The first consideration in deciding whether to patent should be the commercial value of the invention since entrepreneurs and SMEs usually have limited financial resources to pursue a patent. Inventors should consider the following questions:
- How difficult would it be for a competitor to copy or reverse engineer the invention?
- How difficult would it be to design an alternative?
- How important is the invention to the business model?
- What would be the commercial impact if a competitor was able to copy or reverse engineer the invention?
- Is there a broad market for the invention or a narrow, niche one? If it is niche market, could it one day gain mainstream adoption?
- Are there similar analogous markets which are not of commercial interest but can benefit from the invention?
2. Generate a revenue stream or raise capital
Patent owners can also obtain value by licensing or selling their patents to others, either alone or in combination with the associated technology. This allows inventions to be “monetized” without having to make the patented invention. A patent owner may seek to license the patent to another entity which may be better positioned to realize the full commercial value of the invention. In later stages of the business cycle, a patent owner may license or sell the patent when discontinuing a product line.
3. Defending your business
While a patent grants its owner the right to exclude others from making, using, selling or importing their invention, a patent is not a permissive right for the patent holder. This is an important distinction that is often overlooked. Patent owners sometimes cross-license each other’s patents so that each may continue to operate in the marketplace.
Patents are granted to the first inventor to file a patent application; however, innovation often proceeds along parallel paths. Patenting an invention prevents competitors from independently developing and patenting an invention first. Ensuring that important inventions are promptly patented minimizes this risk.
4. Building a Strong Brand
The ability to promote an invention as being patented or having a patent pending can be a very valuable asset itself, particularly in the early stages of the business cycle. In consumer products, a patented or patent pending status creates a strong association in the minds of consumers that the product is innovative and high quality. This association is often the reason for patent marking on consumer goods. Patents can be used in combination with trade-marks to create a strong brand with consumer loyalty.
5. Raising Capital from Investors
Entrepreneurs and SMEs often seek investment capital from banks, angel investors or venture capital groups. When it comes to technology companies, potential investors are reluctant to invest in companies which have not protected their inventions by way of patents because there may be nothing to prevent others from imitating or copying their inventions. Investors in technology companies have become quite savvy with respect to intellectual property and often consider the quality, not merely the quantity, of intellectual property assets.
6. Trade secrecy
The duration of a patent is finite – 20 years from the date of filing an application for patent. However, when the patent expires, competitors are free to use the information contained in the patent.

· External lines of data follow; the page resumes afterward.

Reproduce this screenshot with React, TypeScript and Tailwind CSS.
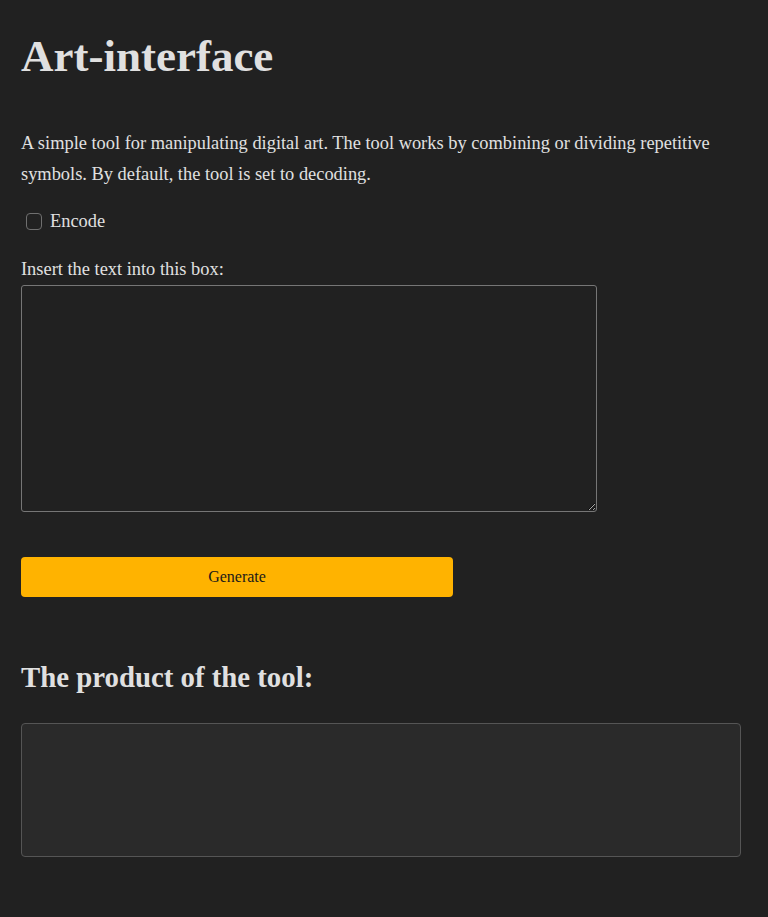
const App = () => {
  return (
    <div className="min-h-[917px] bg-[#212121] text-[#e0e0e0] font-['Liberation_Serif','Times_New_Roman',serif]">
      <main className="px-[21px] pt-[29px] pb-[60px]">
        <h1 className="text-[45px] font-bold leading-[1.2]">Art-interface</h1>
        <p className="mt-[45px] text-[18.4px] leading-[31px]">
          A simple tool for manipulating digital art. The tool works by combining or dividing repetitive
          symbols. By default, the tool is set to decoding.
        </p>
        <label className="mt-[16px] flex h-[31px] items-center gap-[8px] text-[18.4px] leading-[31px]">
          <input
            type="checkbox"
            className="ml-[5px] h-[17px] w-[16px] appearance-none rounded-[4px] border border-[#6f6f6f] bg-transparent"
          />
          <span>Encode</span>
        </label>
        <label htmlFor="art-input" className="mt-[17px] block text-[18.4px] leading-[31px]">
          Insert the text into this box:
        </label>
        <textarea
          id="art-input"
          className="block h-[227px] w-[576px] rounded-[3px] border border-[#767676] bg-transparent p-2 text-[#e0e0e0] outline-none"
        />
        <button className="mt-[45px] h-[40px] w-[432px] rounded-[4px] bg-[#ffb300] text-[16px] text-[#1a1a1a]">
          Generate
        </button>
        <h2 className="mt-[63px] text-[28.8px] font-bold leading-[1.2]">The product of the tool:</h2>
        <div className="mt-[28px] h-[134px] w-[720px] rounded-[4px] border border-[#555555] bg-[#2a2a2a]" />
      </main>
    </div>
  );
};

export default App;
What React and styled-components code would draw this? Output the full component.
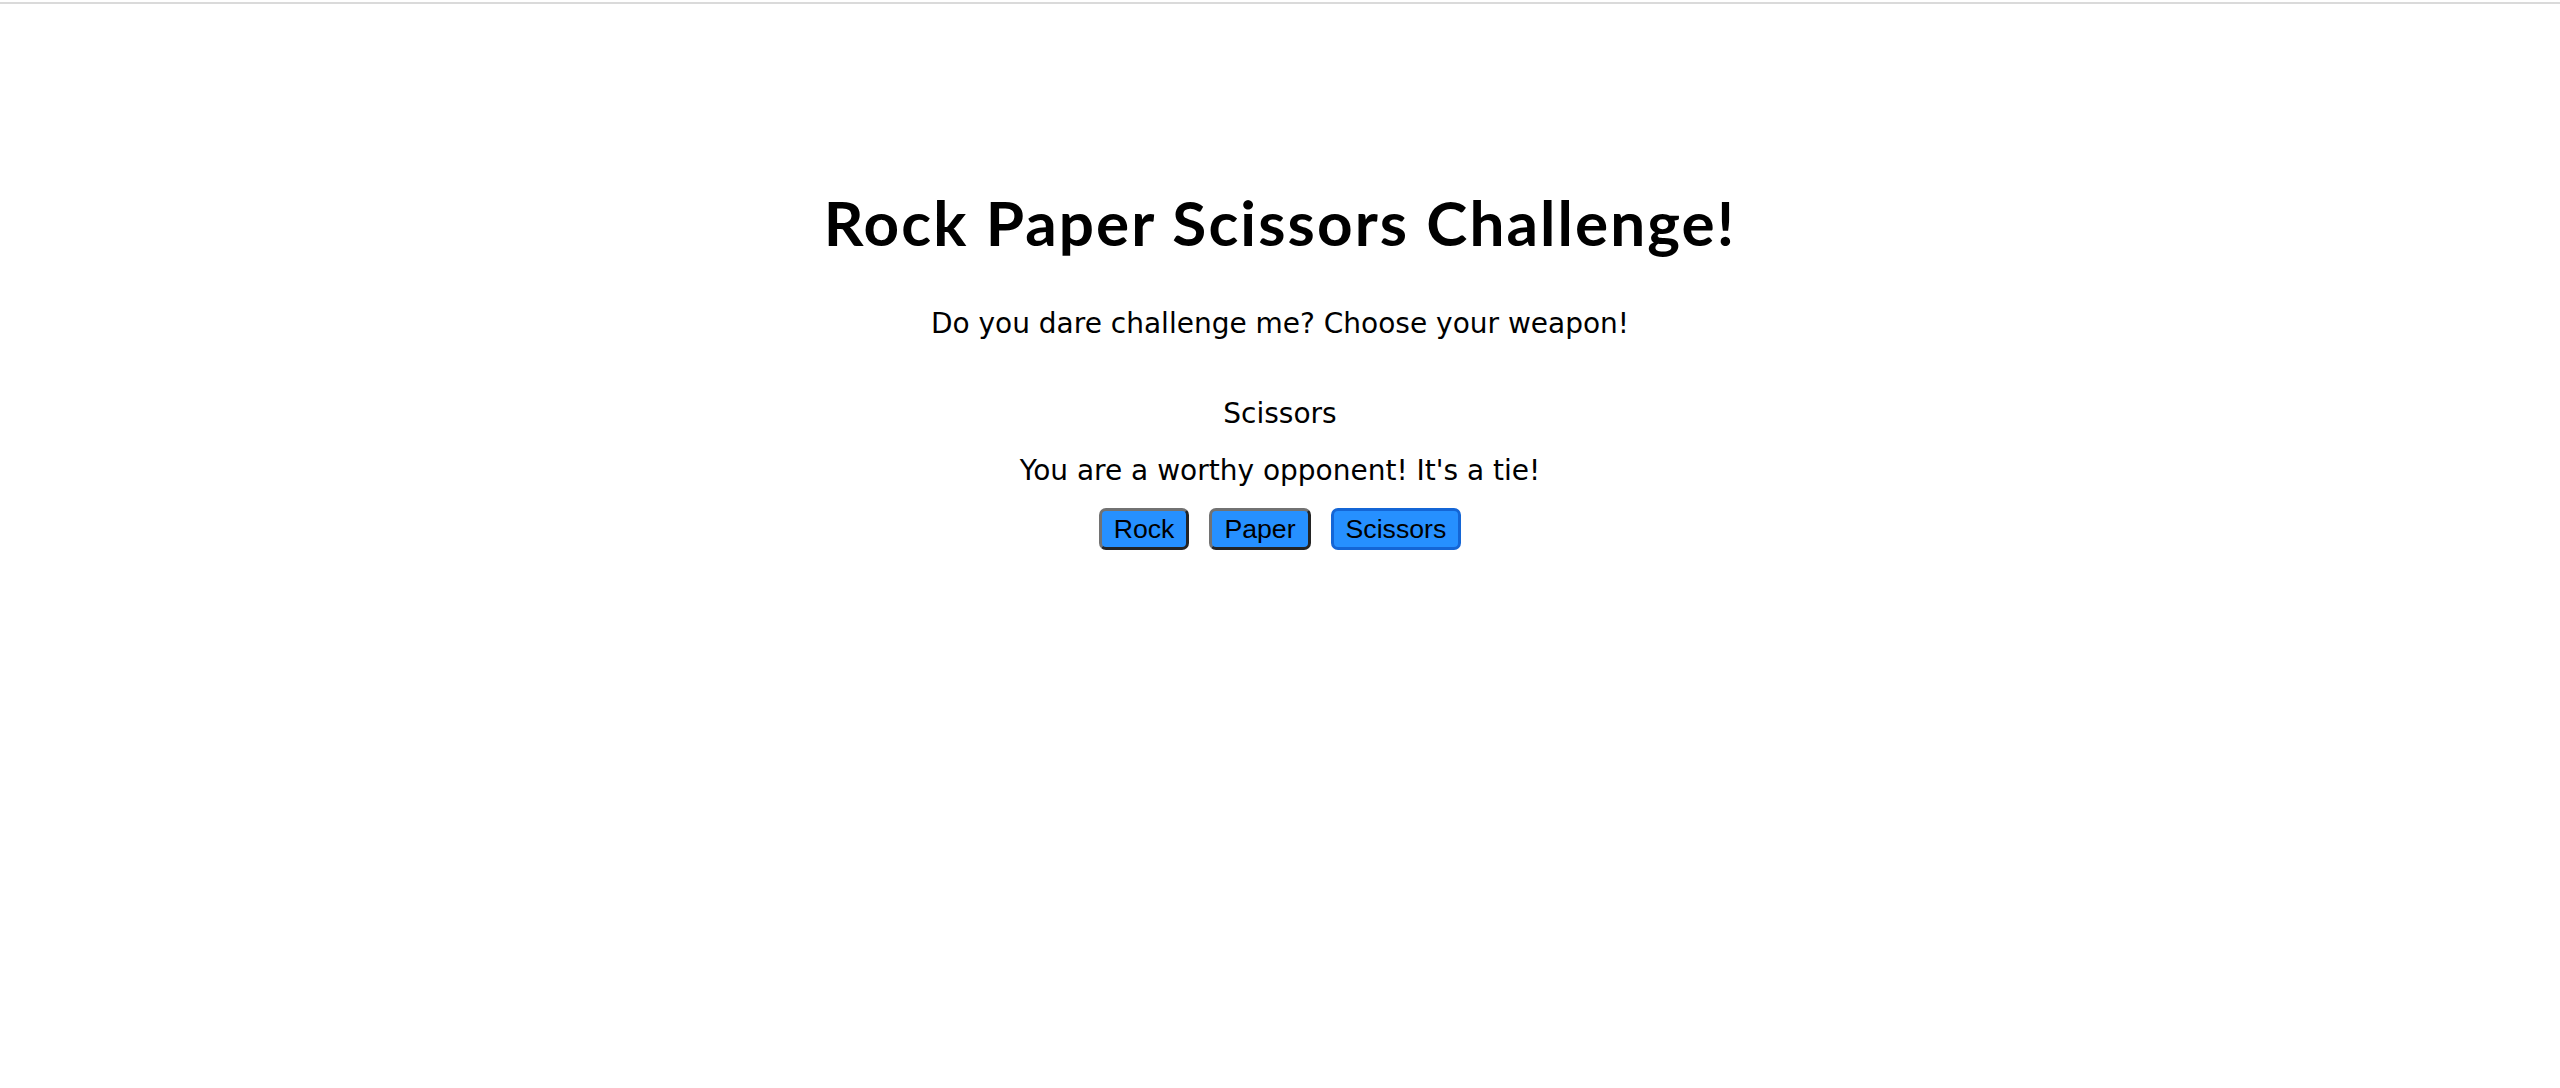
import React, { useState } from "react";
import styled, { createGlobalStyle } from "styled-components";

const GlobalStyle = createGlobalStyle`
  html, body {
    margin: 0;
    padding: 0;
    background: #ffffff;
  }
  body {
    font-family: "DejaVu Sans", Verdana, sans-serif;
    color: #000000;
  }
`;

const TopRule = styled.div`
  height: 2px;
  margin-top: 2px;
  background: #dadada;
`;

const Main = styled.main`
  display: flex;
  flex-direction: column;
  align-items: center;
  text-align: center;
`;

const Title = styled.h1`
  margin: 182px 0 0;
  font-family: "Lato", "DejaVu Sans", sans-serif;
  font-weight: 700;
  font-size: 62px;
  letter-spacing: 2.1px;
  line-height: 72px;
`;

const Line = styled.p`
  margin: ${(p) => p.$gap}px 0 0;
  font-family: "DejaVu Sans", Verdana, sans-serif;
  font-size: 28px;
  line-height: 34px;
`;

const ButtonRow = styled.div`
  display: flex;
  gap: 20px;
  margin-top: 20px;
`;

const WeaponButton = styled.button`
  font-family: "Liberation Sans", Arial, sans-serif;
  font-size: 26.67px;
  line-height: 30px;
  padding: 3px 12px;
  color: #000000;
  background: #2690ff;
  border: 3px solid;
  border-radius: 7px;
  border-color: ${(p) =>
    p.$active ? "#1466d6" : "#727272 #242424 #242424 #727272"};
  cursor: pointer;
  outline: none;
`;

const weapons = ["Rock", "Paper", "Scissors"];

export default function App() {
  const [choice, setChoice] = useState("Scissors");
  return (
    <>
      <GlobalStyle />
      <TopRule />
      <Main>
        <Title>Rock Paper Scissors Challenge!</Title>
        <Line $gap={49}>Do you dare challenge me? Choose your weapon!</Line>
        <Line $gap={56}>{choice}</Line>
        <Line $gap={23}>You are a worthy opponent! It's a tie!</Line>
        <ButtonRow>
          {weapons.map((w) => (
            <WeaponButton
              key={w}
              $active={w === choice}
              onClick={() => setChoice(w)}
            >
              {w}
            </WeaponButton>
          ))}
        </ButtonRow>
      </Main>
    </>
  );
}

To avoid this disclosure, some inventors seek to protect their inventions by keeping them as trade secrets. Trade secrets, in theory, can be protected indefinitely.
The main drawback to trade secrecy is that others may be able to reverse-engineer a product to identify the underlying trade secrets without consequence. Once reverse-engineered, there is little an inventor can do to protect his or her invention. Another drawback is that trade secrecy relies upon the ability to control the trade secrets. Key personnel with trade secret knowledge can disclose the trade secrets to third parties, even if accidentally, or may leave the company to work for competitors. Confidentiality agreements may be difficult to enforce and once the trade secret is exposed, the options available to the inventor are limited. A further consideration is that another person may independently invent the trade secret. Where this happens, or where the trade secret has been reverse-engineered, the other person could encroach on the first inventor’s market share, or worse, obtain a patent for the invention and prevent the first inventor from exploiting the invention entirely. While some prior user defences are available in some instances, this defence is limited and does nothing to address the lost competitive advantage.
7. Longevity of the invention
The longevity of the invention should also be considered. It may take several years to obtain a patent, and rapid change in the field of the invention may mean that the invention is obsolete by the time a patent is granted. However, in other instances the field of the invention may develop such that the invention is essential to the subsequent improvements in the invention, with the result that the patent may be of great value. Note that there are ways to accelerate the examination of a patent application, if desired.
8. Stage of Development
Another consideration is whether the invention is ready to be patented. Ideas cannot be patented. The general requirements for patentability are that the invention is new, inventive (i.e., more than a trivial variation of what has been done before), and commercially useful. However, the patent must also describe the invention in sufficient detail to enable a skilled worker in the field of the invention to build and practice the invention when the patent expires. A prototype or minimum viable product (MVP) is helpful but may not be required. Your patent lawyer can assist you in deciding when an invention has been sufficiently reduced to practice so as to be ready for patenting.
9. Consider all aspects of IP
All aspects of IP should be considered, including designs, trademarks, and copyright. For example, one of the disputes between Apple and Samsung focused heavily on design patents, where the ornamental shape of the mobile phone as well as the graphical user interface features of the “home screen” were enforced.